Given task: Set out each line from the following listing that includes the word "components".

(Data records)
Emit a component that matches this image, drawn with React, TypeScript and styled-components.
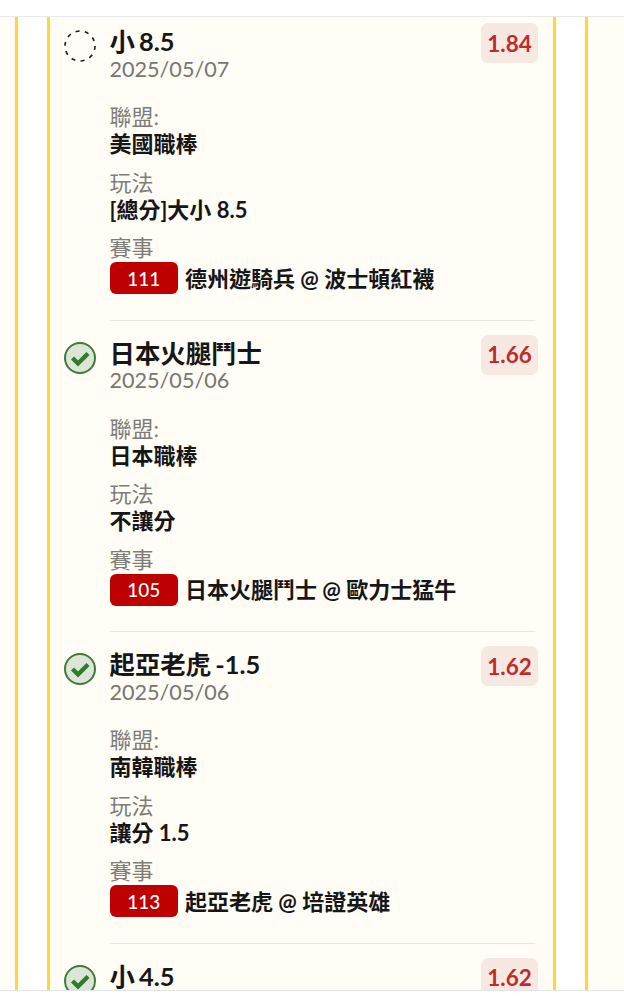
import React from "react";
import styled, { createGlobalStyle } from "styled-components";

const Global = createGlobalStyle`
  html, body { margin: 0; padding: 0; background: #fff; }
  * { box-sizing: border-box; }
`;

const Page = styled.div`
  width: 624px;
  height: 1000px;
  display: flex;
  flex-direction: column;
  font-family: Lato, "Noto Sans CJK TC", sans-serif;
  background: #fff;
`;
const TopBar = styled.div`
  height: 17px;
  flex: none;
  border-bottom: 1px solid #e9e9e9;
`;
const BottomBar = styled.div`
  height: 10px;
  flex: none;
  border-top: 1px solid #e4e4e4;
`;
const Viewport = styled.div`
  flex: 1;
  min-height: 0;
  overflow: hidden;
  display: flex;
  background: #fffdf6;
  padding: 0 36px 0 15px;
`;
const Outer = styled.div`
  flex: 1;
  display: flex;
  background: #fff;
  padding: 0 29px;
  border-left: 3px solid #fdd835;
  border-right: 3px solid #fdd835;
`;
const Card = styled.div`
  flex: 1;
  background: #fffdf6;
  border-left: 3px solid #fdd835;
  border-right: 3px solid #fdd835;
  padding: 0 15px 0 14px;
`;
const List = styled.div`
  margin-top: -8px;
`;
const Item = styled.div`
  display: grid;
  grid-template-columns: 32px 1fr;
  column-gap: 13.5px;
  padding-top: 14px;
  height: 311.5px;
`;
const IconCell = styled.div`
  padding-top: 7px;
`;
const Body = styled.div<{ $last?: boolean }>`
  border-bottom: ${(p) => (p.$last ? "none" : "1px solid #e8e6df")};
  margin-right: 3px;
`;
const Head = styled.div`
  display: flex;
  justify-content: space-between;
  align-items: flex-start;
  margin-right: -3px;
`;
const Title = styled.div`
  font-size: 25.4px;
  font-weight: 700;
  line-height: 27.5px;
  padding-top: 5px;
  color: #161616;
  word-spacing: -2px;
`;
const DateText = styled.div`
  font-size: 21.6px;
  line-height: 27.5px;
  color: #787671;
`;
const Odds = styled.div`
  width: 57px;
  height: 40px;
  border-radius: 7px;
  background: #f7e8e2;
  color: #bd2c2a;
  font-size: 22.5px;
  font-weight: 700;
  display: flex;
  align-items: center;
  justify-content: center;
`;
const Group = styled.div`
  margin-top: 11.5px;
`;
const FirstGroup = styled(Group)`
  margin-top: 20px;
`;
const Label = styled.div`
  font-size: 22px;
  line-height: 27px;
  color: #7f7d78;
`;
const Value = styled.div`
  font-size: 22px;
  font-weight: 700;
  line-height: 27px;
  color: #161616;
`;
const EventRow = styled.div`
  display: flex;
  align-items: center;
  gap: 7px;
  margin-top: 1px;
`;
const Chip = styled.div`
  width: 68.5px;
  height: 32px;
  border-radius: 6px;
  background: #bd0000;
  color: #fff;
  font-size: 19px;
  font-weight: 500;
  display: flex;
  align-items: center;
  justify-content: center;
`;

const Pending = () => (
  <svg width="32" height="32" viewBox="0 0 32 32" fill="none">
    <circle cx="16" cy="16" r="15" stroke="#1c1c1c" strokeWidth="1.6" strokeDasharray="4 5.4" />
  </svg>
);
const Won = () => (
  <svg width="32" height="32" viewBox="0 0 32 32" fill="none">
    <circle cx="16" cy="16" r="15" fill="#dce5d6" stroke="#3f7a3d" strokeWidth="2" />
    <path d="M8.5 16 L14 21.5 L24 11.5" stroke="#2c7d2c" strokeWidth="4.4" strokeLinejoin="miter" />
  </svg>
);

type Row = {
  won: boolean;
  title: string;
  date: string;
  odds: string;
  league: string;
  play: string;
  no: string;
  match: string;
};
const rows: Row[] = [
  { won: false, title: "小 8.5", date: "2025/05/07", odds: "1.84", league: "美國職棒", play: "[總分]大小 8.5", no: "111", match: "德州遊騎兵 @ 波士頓紅襪" },
  { won: true, title: "日本火腿鬥士", date: "2025/05/06", odds: "1.66", league: "日本職棒", play: "不讓分", no: "105", match: "日本火腿鬥士 @ 歐力士猛牛" },
  { won: true, title: "起亞老虎 -1.5", date: "2025/05/06", odds: "1.62", league: "南韓職棒", play: "讓分 1.5", no: "113", match: "起亞老虎 @ 培證英雄" },
  { won: true, title: "小 4.5", date: "2025/05/06", odds: "1.62", league: "南韓職棒", play: "大小 4.5", no: "113", match: "起亞老虎 @ 培證英雄" },
];

export default function App() {
  return (
    <Page>
      <Global />
      <TopBar />
      <Viewport>
        <Outer>
          <Card>
            <List>
              {rows.map((r, i) => (
                <Item key={i}>
                  <IconCell>{r.won ? <Won /> : <Pending />}</IconCell>
                  <Body $last={i === rows.length - 1}>
                    <Head>
                      <div>
                        <Title>{r.title}</Title>
                        <DateText>{r.date}</DateText>
                      </div>
                      <Odds>{r.odds}</Odds>
                    </Head>
                    <FirstGroup>
                      <Label>聯盟:</Label>
                      <Value>{r.league}</Value>
                    </FirstGroup>
                    <Group>
                      <Label>玩法</Label>
                      <Value>{r.play}</Value>
                    </Group>
                    <Group>
                      <Label>賽事</Label>
                      <EventRow>
                        <Chip>{r.no}</Chip>
                        <Value>{r.match}</Value>
                      </EventRow>
                    </Group>
                  </Body>
                </Item>
              ))}
            </List>
          </Card>
        </Outer>
      </Viewport>
      <BottomBar />
    </Page>
  );
}
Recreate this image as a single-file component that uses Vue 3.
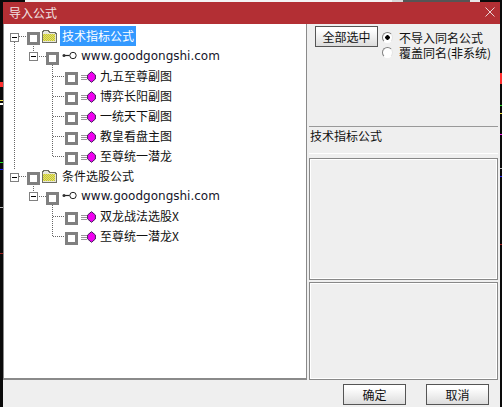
<script setup>
const leaves1 = ['九五至尊副图', '博弈长阳副图', '一统天下副图', '教皇看盘主图', '至尊统一潜龙']
const leaves2 = ['双龙战法选股X', '至尊统一潜龙X']
const groups = [
  { name: '技术指标公式', selected: true, leaves: leaves1 },
  { name: '条件选股公式', selected: false, leaves: leaves2 },
]
</script>

<template>
  <div class="screen">
    <div class="dialog">
      <header class="titlebar">
        <span class="title">导入公式</span>
        <svg class="close" width="10" height="10" viewBox="0 0 10 10">
          <path d="M0.5 0.5L9.5 9.5M9.5 0.5L0.5 9.5" stroke="#e8d4d4" stroke-width="1" fill="none" />
        </svg>
      </header>
      <div class="main">
        <section class="tree">
          <svg class="lines" width="120" height="250" viewBox="0 0 120 250">
            <g stroke="#666" stroke-width="1" stroke-dasharray="1 1" fill="none">
              <path d="M10.5 18V146M15 12.5H23M29.5 22V28M33 32.5H42M48.5 41V132.5M49 52.5H61M49 72.5H61M49 92.5H61M49 112.5H61M49 132.5H61" />
              <path d="M15 152.5H23M29.5 162V168M33 172.5H42M48.5 181V212.5M49 192.5H61M49 212.5H61" />
            </g>
          </svg>
          <template v-for="g in groups" :key="g.name">
            <div class="row lvl0">
              <span class="exp"></span>
              <span class="check"></span>
              <svg class="folder" width="16" height="14" viewBox="0 0 16 14" shape-rendering="crispEdges">
                <defs>
                  <pattern id="dither" width="2" height="2" patternUnits="userSpaceOnUse">
                    <rect width="2" height="2" fill="#f6f24a" />
                    <rect width="1" height="1" fill="#b4b45a" />
                    <rect x="1" y="1" width="1" height="1" fill="#b4b45a" />
                  </pattern>
                </defs>
                <path d="M1 13V2H2V1H7V2H8V3H14V4H15V13Z" fill="#e6e6dc" />
                <path d="M1 13V2H2V1H7V2H8V3H14V4H15V13Z" fill="none" stroke="#6e6e62" stroke-width="1" />
                <rect x="2" y="5" width="12" height="7" fill="url(#dither)" />
              </svg>
              <span class="label" :class="{ selected: g.selected }">{{ g.name }}</span>
            </div>
            <div class="row lvl1">
              <span class="exp"></span>
              <span class="check"></span>
              <svg class="key" width="16" height="10" viewBox="0 0 16 10">
                <circle cx="11" cy="4.5" r="3.2" fill="#fff" stroke="#222" />
                <path d="M7.5 4.5H2" stroke="#222" stroke-width="1.2" fill="none" />
                <circle cx="2" cy="4.5" r="1.5" fill="#333" />
              </svg>
              <span class="url">www.goodgongshi.com</span>
            </div>
            <div v-for="l in g.leaves" :key="l" class="row lvl2">
              <span class="check"></span>
              <svg class="leaf" width="15" height="12" viewBox="0 0 15 12">
                <path d="M0 4.5H6M0 6.5H6M0 8.5H6" stroke="#999" stroke-width="1" />
                <path d="M10.5 0.7L14.4 4V8L10.5 11.3L6.6 8V4Z" fill="#f000f0" stroke="#40205a" />
              </svg>
              <span class="label">{{ l }}</span>
            </div>
          </template>
        </section>
        <aside class="side">
          <div class="controls">
            <button class="btn select-all">全部选中</button>
            <div class="radios">
              <label class="radio"><span class="dot on"></span>不导入同名公式</label>
              <label class="radio"><span class="dot"></span>覆盖同名(非系统)</label>
            </div>
          </div>
          <div class="info">技术指标公式</div>
          <div class="box box-a"></div>
          <div class="box box-b"></div>
        </aside>
      </div>
      <footer class="footer">
        <button class="btn">确定</button>
        <button class="btn">取消</button>
      </footer>
    </div>
  </div>
</template>

<style>
html, body { margin: 0; background: #0a0a0a; overflow: hidden; }
</style>

<style scoped>
.screen {
  width: 502px;
  height: 407px;
  box-sizing: border-box;
  padding: 2px 2px 0 3px;
  background:
    linear-gradient(#ff3030, #ff3030) 0 82px / 3px 5px no-repeat,
    linear-gradient(#f0e040, #f0e040) 0 100px / 3px 1px no-repeat,
    linear-gradient(#fff, #fff) 0 103px / 3px 2px no-repeat,
    linear-gradient(#20e020, #20e020) 0 162px / 3px 1px no-repeat,
    linear-gradient(#2020f0, #2020f0) 0 169px / 3px 1px no-repeat,
    linear-gradient(#bbb, #bbb) 0 207px / 3px 1px no-repeat,
    linear-gradient(#a02020, #a02020) 0 253px / 3px 1px no-repeat,
    linear-gradient(#ff3030, #ff3030) 500px 73px / 2px 11px no-repeat,
    linear-gradient(#20e020, #20e020) 500px 105px / 2px 1px no-repeat,
    linear-gradient(#f0e040, #f0e040) 500px 113px / 2px 1px no-repeat,
    linear-gradient(#f020f0, #f020f0) 500px 134px / 2px 1px no-repeat,
    linear-gradient(#bbb, #bbb) 500px 168px / 2px 1px no-repeat,
    linear-gradient(#2020f0, #2020f0) 500px 176px / 2px 1px no-repeat,
    linear-gradient(#a02020, #a02020) 500px 244px / 2px 1px no-repeat,
    linear-gradient(#f4f4f4, #f4f4f4) 25px 0 / 367px 2px no-repeat,
    linear-gradient(#d8d8d8, #d8d8d8) 392px 0 / 11px 2px no-repeat,
    linear-gradient(#555, #555) 403px 0 / 67px 2px no-repeat,
    linear-gradient(#e8e8e8, #e8e8e8) 470px 0 / 10px 2px no-repeat,
    #0a0a0a;
  font-family: "Noto Sans CJK SC", "DejaVu Sans", sans-serif;
  font-size: 12px;
  color: #111;
}
.dialog {
  height: 405px;
  display: flex;
  flex-direction: column;
  background: #efefef;
}
.titlebar {
  height: 22px;
  flex: none;
  display: flex;
  align-items: center;
  justify-content: space-between;
  padding: 0 5px 0 6px;
  background: #b32f34;
  color: #f2e4e4;
}
.title { line-height: 22px; }
.close { margin-top: -2px; }
.main {
  height: 356px;
  flex: none;
  display: flex;
}
.tree {
  position: relative;
  width: 304px;
  flex: none;
  box-sizing: border-box;
  border-left: 1px solid #8a8a8a;
  border-right: 1px solid #8a8a8a;
  border-bottom: 2px solid #8a8a8a;
  background: #fff;
  padding-top: 2px;
}
.lines { position: absolute; left: 0; top: 0; }
.row {
  position: relative;
  height: 20px;
  display: flex;
  align-items: center;
}
.lvl0 { padding-left: 6px; }
.lvl1 { padding-left: 25px; }
.lvl2 { padding-left: 61px; }
.exp {
  width: 9px;
  height: 9px;
  box-sizing: border-box;
  border: 1px solid #808080;
  background: linear-gradient(#000, #000) center / 5px 1px no-repeat #fff;
  flex: none;
}
.lvl0 .exp { margin: 2px 8px 0 0; }
.lvl1 .exp { margin-right: 8px; }
.check {
  width: 13px;
  height: 13px;
  box-sizing: border-box;
  border: 3px solid #808080;
  background: #fff;
  flex: none;
  margin-top: 5px;
}
.folder { flex: none; margin-left: 1px; }
.label {
  margin-left: 3px;
  padding: 0 2px;
  line-height: 20px;
  white-space: nowrap;
  color: #111;
}
.lvl2 .label { margin-left: 2px; }
.label.selected { background: #3399ff; color: #fff; }
.key { margin-left: 3px; flex: none; }
.url {
  margin-left: 3px;
  font-family: "DejaVu Sans", sans-serif;
  font-size: 12px;
  white-space: nowrap;
  color: #15152a;
}
.leaf { margin: 1px 0 0 3px; flex: none; }
.side {
  flex: 1;
  min-width: 0;
  padding: 2px 2px 0 2px;
}
.controls {
  height: 100px;
  display: flex;
  align-items: flex-start;
  padding-left: 6px;
}
.btn {
  width: 63px;
  height: 21px;
  padding: 0;
  box-sizing: border-box;
  border: 1px solid #555;
  background: linear-gradient(#fff 0, #fff 15%, #f1f1f1 50%, #dcdcdc 100%);
  font: inherit;
  color: #111;
}
.select-all { flex: none; }
.radios {
  margin-left: 4px;
  padding-top: 4px;
}
.radio {
  height: 15px;
  line-height: 15px;
  display: flex;
  align-items: center;
  white-space: nowrap;
}
.dot {
  width: 11px;
  height: 11px;
  box-sizing: border-box;
  border: 1px solid;
  border-color: #808080 #e4e4e4 #fff #808080;
  border-radius: 50%;
  background: #fff;
  margin-right: 6px;
  flex: none;
}
.dot.on { background: radial-gradient(circle, #000 0, #000 2px, #fff 2.5px); }
.info {
  height: 28px;
  box-sizing: border-box;
  border-top: 1px solid #999;
  border-bottom: 1px solid #fff;
  margin-bottom: 4px;
  padding-left: 1px;
  line-height: 18px;
}
.box {
  box-sizing: border-box;
  border: 1px solid #888;
  outline: 1px solid #fff;
  outline-offset: -2px;
}
.box-a { height: 122px; margin-bottom: 2px; }
.box-b { height: 98px; }
.footer {
  height: 27px;
  flex: none;
  display: flex;
  justify-content: flex-end;
  gap: 20px;
  padding: 4px 11px 0 0;
  box-sizing: border-box;
}
</style>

Solution:
Emit a component that matches this image, drawn with React, TypeScript and styled-components.
import styled, { createGlobalStyle } from "styled-components";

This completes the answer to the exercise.